**Task description:** Go through each line of the records below and count those with the word "Write"; give only the total.

**Data excerpts:**
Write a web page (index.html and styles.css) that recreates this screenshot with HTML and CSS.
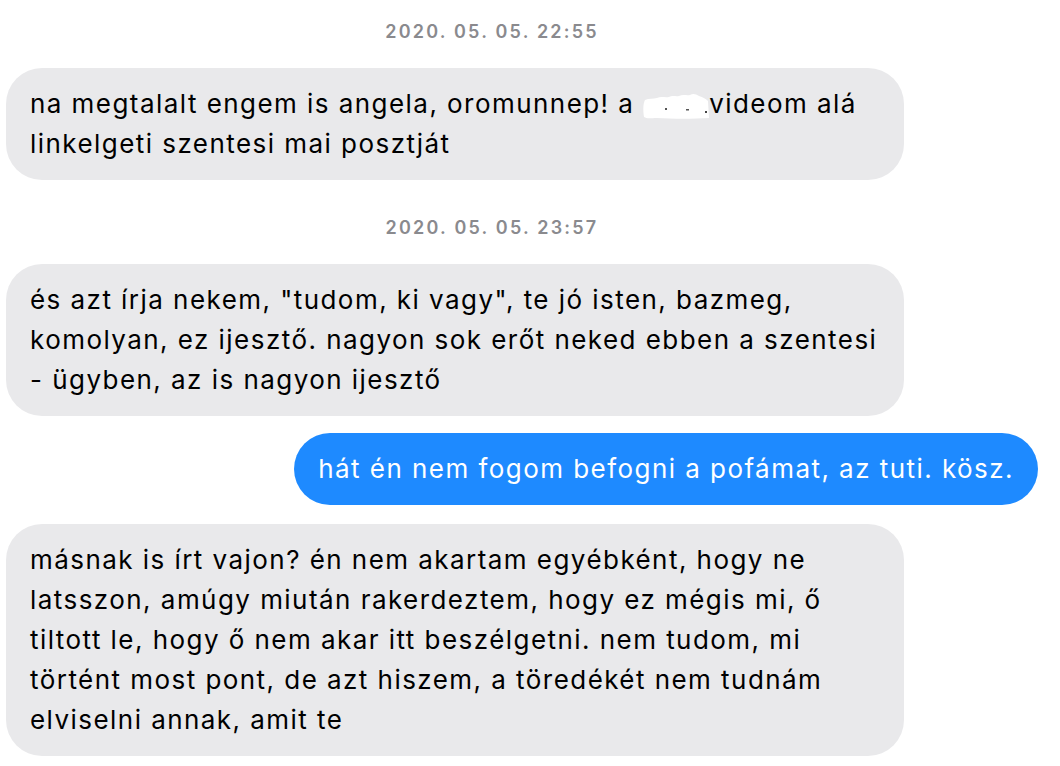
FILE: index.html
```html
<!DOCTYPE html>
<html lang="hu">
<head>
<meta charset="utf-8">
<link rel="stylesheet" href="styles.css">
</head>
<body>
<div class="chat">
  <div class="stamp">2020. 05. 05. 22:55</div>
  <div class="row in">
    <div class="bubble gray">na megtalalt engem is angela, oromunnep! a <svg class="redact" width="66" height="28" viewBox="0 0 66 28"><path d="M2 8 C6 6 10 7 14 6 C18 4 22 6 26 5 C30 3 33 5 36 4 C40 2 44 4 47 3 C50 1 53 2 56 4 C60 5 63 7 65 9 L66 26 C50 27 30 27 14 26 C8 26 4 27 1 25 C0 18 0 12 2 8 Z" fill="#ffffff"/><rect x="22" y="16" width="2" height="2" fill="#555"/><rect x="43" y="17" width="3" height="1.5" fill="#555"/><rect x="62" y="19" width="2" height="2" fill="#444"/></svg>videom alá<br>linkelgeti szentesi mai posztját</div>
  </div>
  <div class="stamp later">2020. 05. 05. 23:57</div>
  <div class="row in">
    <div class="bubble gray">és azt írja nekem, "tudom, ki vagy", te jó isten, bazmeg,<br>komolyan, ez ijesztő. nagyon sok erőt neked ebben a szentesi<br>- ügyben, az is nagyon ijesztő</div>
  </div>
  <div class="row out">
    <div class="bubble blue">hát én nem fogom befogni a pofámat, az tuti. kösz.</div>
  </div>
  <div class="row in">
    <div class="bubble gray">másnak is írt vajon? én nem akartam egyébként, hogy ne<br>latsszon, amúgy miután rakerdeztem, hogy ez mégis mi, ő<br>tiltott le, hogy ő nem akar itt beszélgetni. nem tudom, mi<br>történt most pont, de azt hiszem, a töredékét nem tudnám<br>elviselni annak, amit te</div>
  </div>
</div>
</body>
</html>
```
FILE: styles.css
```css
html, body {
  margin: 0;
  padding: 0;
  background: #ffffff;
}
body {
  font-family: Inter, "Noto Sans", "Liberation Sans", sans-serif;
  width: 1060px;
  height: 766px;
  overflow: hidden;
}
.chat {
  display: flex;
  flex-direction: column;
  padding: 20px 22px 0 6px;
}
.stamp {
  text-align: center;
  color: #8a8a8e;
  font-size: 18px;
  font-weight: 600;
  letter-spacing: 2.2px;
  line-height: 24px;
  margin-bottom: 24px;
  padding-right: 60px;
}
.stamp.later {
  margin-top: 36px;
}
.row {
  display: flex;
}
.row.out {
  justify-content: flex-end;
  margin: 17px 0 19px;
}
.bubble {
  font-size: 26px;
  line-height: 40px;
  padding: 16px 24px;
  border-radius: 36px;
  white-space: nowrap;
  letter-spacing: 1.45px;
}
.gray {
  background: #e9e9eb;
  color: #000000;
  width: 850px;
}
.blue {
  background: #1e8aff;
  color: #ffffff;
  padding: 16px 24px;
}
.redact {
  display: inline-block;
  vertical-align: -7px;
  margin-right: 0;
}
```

--

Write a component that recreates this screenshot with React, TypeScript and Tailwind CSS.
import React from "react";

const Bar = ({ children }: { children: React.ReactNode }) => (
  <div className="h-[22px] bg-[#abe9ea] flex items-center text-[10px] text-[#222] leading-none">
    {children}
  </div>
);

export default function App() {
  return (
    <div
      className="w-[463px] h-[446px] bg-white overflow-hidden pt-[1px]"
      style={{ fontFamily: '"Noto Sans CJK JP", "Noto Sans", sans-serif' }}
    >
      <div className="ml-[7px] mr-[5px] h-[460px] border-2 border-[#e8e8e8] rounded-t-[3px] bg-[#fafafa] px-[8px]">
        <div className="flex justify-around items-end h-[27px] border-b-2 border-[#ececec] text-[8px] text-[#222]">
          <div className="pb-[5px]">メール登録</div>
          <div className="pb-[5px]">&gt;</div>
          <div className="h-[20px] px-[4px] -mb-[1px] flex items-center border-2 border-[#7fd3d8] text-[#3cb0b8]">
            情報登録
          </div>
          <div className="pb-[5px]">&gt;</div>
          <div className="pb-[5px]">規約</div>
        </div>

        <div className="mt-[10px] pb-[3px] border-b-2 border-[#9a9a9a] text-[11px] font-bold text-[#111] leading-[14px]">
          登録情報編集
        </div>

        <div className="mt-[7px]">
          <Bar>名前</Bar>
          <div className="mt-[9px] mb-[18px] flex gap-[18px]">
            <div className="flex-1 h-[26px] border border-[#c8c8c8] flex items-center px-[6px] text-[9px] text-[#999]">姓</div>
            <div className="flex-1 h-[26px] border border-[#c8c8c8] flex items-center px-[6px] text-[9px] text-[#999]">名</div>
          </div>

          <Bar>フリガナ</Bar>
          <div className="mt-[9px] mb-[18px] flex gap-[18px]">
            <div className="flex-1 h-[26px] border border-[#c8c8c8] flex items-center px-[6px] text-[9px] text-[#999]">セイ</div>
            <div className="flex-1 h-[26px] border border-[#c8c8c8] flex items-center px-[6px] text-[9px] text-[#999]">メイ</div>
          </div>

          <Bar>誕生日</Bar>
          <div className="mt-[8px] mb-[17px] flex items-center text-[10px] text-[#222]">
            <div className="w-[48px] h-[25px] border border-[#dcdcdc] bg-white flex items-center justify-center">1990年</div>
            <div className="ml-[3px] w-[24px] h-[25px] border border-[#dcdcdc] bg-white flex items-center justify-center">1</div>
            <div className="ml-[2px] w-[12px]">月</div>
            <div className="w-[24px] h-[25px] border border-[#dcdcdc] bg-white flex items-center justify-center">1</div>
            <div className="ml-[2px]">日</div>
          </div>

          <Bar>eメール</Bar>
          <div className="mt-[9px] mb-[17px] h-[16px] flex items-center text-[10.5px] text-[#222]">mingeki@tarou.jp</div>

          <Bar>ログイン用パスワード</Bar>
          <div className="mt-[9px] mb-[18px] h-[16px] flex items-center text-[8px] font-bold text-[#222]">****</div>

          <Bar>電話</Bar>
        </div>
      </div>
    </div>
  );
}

**Solution to the problem:** 2